Film review: ‘The Light Between Oceans’

An exquisite period piece is marred by melodrama.|

It sounds insulting to say “The Light Between Oceans” is the film version of an L.L. Bean catalog but, in director Derek Cianfrance’s defense, it’s the motion picture of an exquisite L.L. Bean catalog. Sadly, the spectacular knitwear and fine maritime locations do little to cheer Tom (Michael Fassbender), a World War I vet who takes a temp job at a lighthouse.

The gig is on the island of Janus, which lies… somewhere (between oceans, presumably) that is never made explicit – at any rate, the movie was shot in Australia and New Zealand. On a trip ashore Tom spies Isabel (Alicia Vikander), a young woman chasing waves and throwing bread at seagulls.

They share some smoldering dialogue about his life on the island: “What’s it like out there?” “Quiet.” After a little more flirtation – about how many people they know who died in WWI, etc. – they strike up a correspondence. Their letters are nakedly heartfelt and, not for the last time, the film takes on the peculiar flavor of a Nicholas Sparks adaptation. But, as there aren’t a whole lot of options available when your type is a near-mute lighthouse keeper with survivor’s guilt, Isabel and Tom are soon wed.

On Janus you learn disappointingly little about lighthouse maintenance but quite a lot about how Alicia Vikander looks feeding chickens at the magic hour. Though their early dialogue is rather stilted, the couple seems to stop speaking all together on the island, focused instead on posing for the invisible fashion photographers who frame their gorgeous period costumes against rustic backdrops of boats and goats.

Isabel’s life begins to unravel after a second miscarriage so she’s delighted to find an infant just moseying about on a rowboat the tide brings to the island. The child has a lens flare halo so Tom and Isabel just can’t bring themselves to tell the world the girl they name Lucy isn’t theirs.

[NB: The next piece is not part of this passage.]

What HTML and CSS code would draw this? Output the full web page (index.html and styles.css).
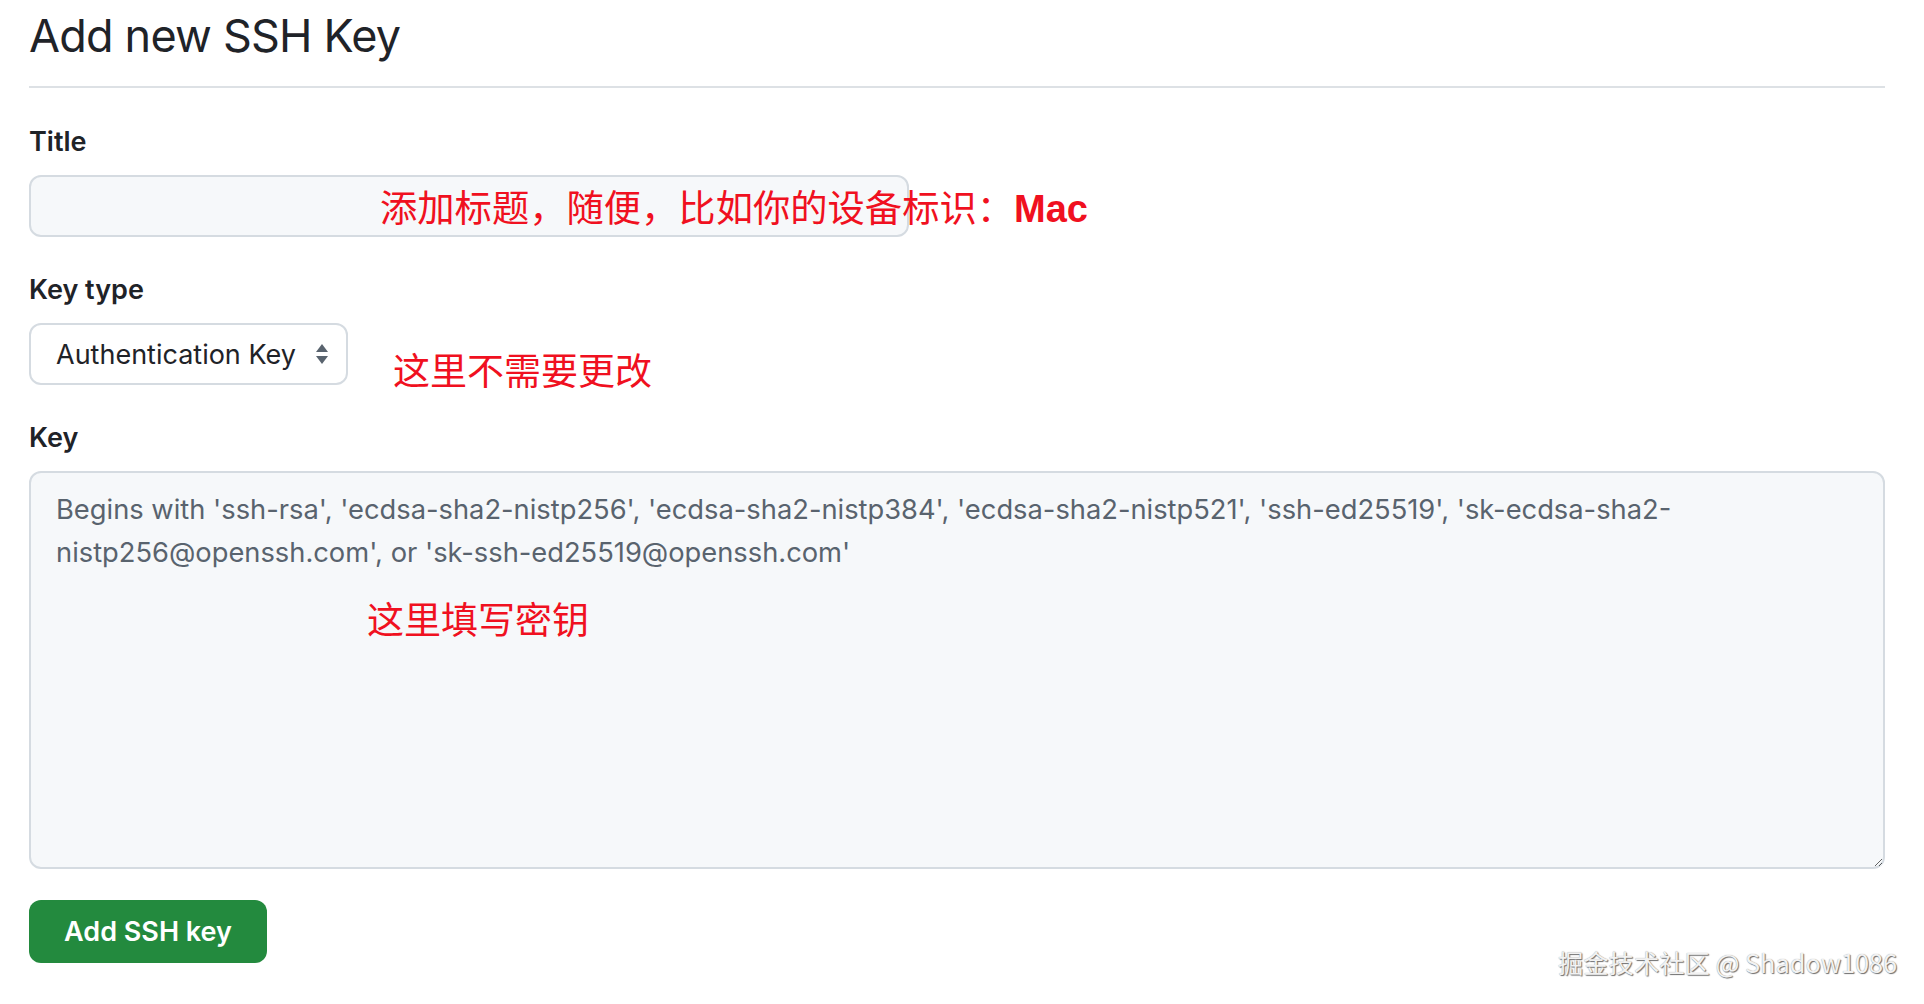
FILE: index.html
```html
<!DOCTYPE html>
<html lang="zh-CN">
<head>
<meta charset="utf-8">
<title>Add new SSH Key</title>
<link rel="stylesheet" href="styles.css">
</head>
<body>
<div class="page">
  <h2 class="heading">Add new SSH Key</h2>
  <form class="form">
    <div class="field">
      <label class="label" for="title">Title</label>
      <div class="control">
        <input class="input" id="title" type="text">
        <span class="note note-title">添加标题，随便，比如你的设备标识：<b class="note-strong">Mac</b></span>
      </div>
    </div>
    <div class="field">
      <label class="label" for="type">Key type</label>
      <div class="control">
        <div class="select">
          <span class="select-text">Authentication Key</span>
          <svg class="select-arrows" width="14" height="20" viewBox="0 0 14 20"><path d="M7 0 L13 8 H1 Z" fill="#59636e"/><path d="M1 12 H13 L7 20 Z" fill="#59636e"/></svg>
        </div>
        <span class="note note-type">这里不需要更改</span>
      </div>
    </div>
    <div class="field">
      <label class="label" for="key">Key</label>
      <div class="control">
        <textarea class="textarea" id="key" placeholder="Begins with 'ssh-rsa', 'ecdsa-sha2-nistp256', 'ecdsa-sha2-nistp384', 'ecdsa-sha2-nistp521', 'ssh-ed25519', 'sk-ecdsa-sha2-&#10;nistp256@openssh.com', or 'sk-ssh-ed25519@openssh.com'"></textarea>
        <span class="note note-key">这里填写密钥</span>
      </div>
    </div>
    <button class="button" type="button">Add SSH key</button>
  </form>
</div>
<div class="watermark">掘金技术社区 @ Shadow1086</div>
</body>
</html>
```

FILE: styles.css
```css
* { box-sizing: border-box; }
html, body { margin: 0; padding: 0; background: #ffffff; }
body {
  font-family: Inter, "Liberation Sans", "Noto Sans CJK SC", sans-serif;
  color: #1f2328;
  width: 1924px;
  height: 1004px;
  overflow: hidden;
  position: relative;
}
.page {
  padding: 9px 39px 0 29px;
}
.heading {
  margin: 0;
  font-size: 45px;
  line-height: 54px;
  font-weight: 400;
  letter-spacing: -0.8px;
  padding-bottom: 23px;
  border-bottom: 2px solid #dde1e5;
}
.form {
  display: flex;
  flex-direction: column;
}
.field {
  display: flex;
  flex-direction: column;
  gap: 17px;
  margin-top: 37px;
}
.field:first-child {
  margin-top: 38px;
}
.label {
  font-size: 27px;
  line-height: 32px;
  font-weight: 600;
  color: #1f2328;
}
.control {
  position: relative;
}
.input {
  display: block;
  width: 880px;
  height: 62px;
  border: 2px solid #d5dbe1;
  border-radius: 12px;
  background: #f6f8fa;
  font: inherit;
  outline: none;
}
.select {
  width: 319px;
  height: 62px;
  border: 2px solid #d5dbe1;
  border-radius: 12px;
  background: #ffffff;
  display: flex;
  align-items: center;
  justify-content: space-between;
  padding: 0 17px 0 25px;
}
.select-text {
  font-size: 27px;
  color: #1f2328;
}
.select-arrows { display: block; }
.textarea {
  display: block;
  width: 100%;
  height: 398px;
  border: 2px solid #d5dbe1;
  border-radius: 12px;
  background: #f6f8fa;
  padding: 15px 25px;
  font-family: Inter, "Liberation Sans", sans-serif;
  font-size: 27.3px;
  line-height: 43px;
  color: #1f2328;
  outline: none;
  resize: vertical;
}
.textarea::placeholder {
  color: #59636e;
  opacity: 1;
}
.note {
  position: absolute;
  color: #f01020;
  font-family: "Noto Sans CJK SC", sans-serif;
  font-size: 37px;
  line-height: 44px;
  white-space: nowrap;
}
.note-title { font-size: 37.3px; }
.note-strong {
  font-family: "Liberation Sans", Arial, sans-serif;
  font-weight: 700;
  font-size: 38px;
}
.note-title { left: 351px; top: 9px; }
.note-type { left: 364px; top: 24px; }
.note-key { left: 338px; top: 125px; }
.button {
  margin-top: 31px;
  width: 238px;
  height: 63px;
  border: none;
  border-radius: 12px;
  background: #238a3e;
  color: #ffffff;
  font-family: Inter, "Liberation Sans", sans-serif;
  font-size: 27px;
  font-weight: 600;
  padding: 0;
}
.watermark {
  position: absolute;
  left: 1558px;
  top: 946px;
  font-family: "Noto Sans CJK SC", sans-serif;
  font-size: 25.3px;
  line-height: 32px;
  color: #f2f2f2;
  text-shadow: 1px 1px 1px #6e6e6e, 0 0 1px #9a9a9a;
  white-space: nowrap;
}
```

Thus they learn that big life lesson: If you’re going to pass off a stranger’s baby as your own, do it in a bigger town. Soon the happy parents meet Hannah (Rachel Weisz), the bereft mother of child lost at sea who would be exactly Lucy’s age…

Tom is pretty great at lighting a lamp but he joins Nic Cage’s character in “Raising Arizona” in the annals of bad kidnappers… honestly, who would save the old rattle found in the rowboat with the baby you’re passing off as your own?

Just like Tom’s bumbling story to Hannah and the authorities, the film’s luxuriant visuals do not always cohere – Cianfrance often moves from atmospheric interior rack shots to long shots of the lighthouse that would feel more appropriate on a wall calendar. And Cianfrance, as viewers of his films “Blue Valentine” and “The Place Between the Pines” are well aware, wrenches every drop of emotion until the audience is exhausted as Michael Fassbender looks from the first scene.

In a misconceived third act worthy of the soap “Guiding Light,” there is much wailing, tearing of hair and rending of garments as Lucy is punted back and forth. Instead of the hypothesis that oceans are rising because of global warming, perhaps we must consider the high seas are due to the lamentations of Hannah and Isabel, the incredible volume of their tears.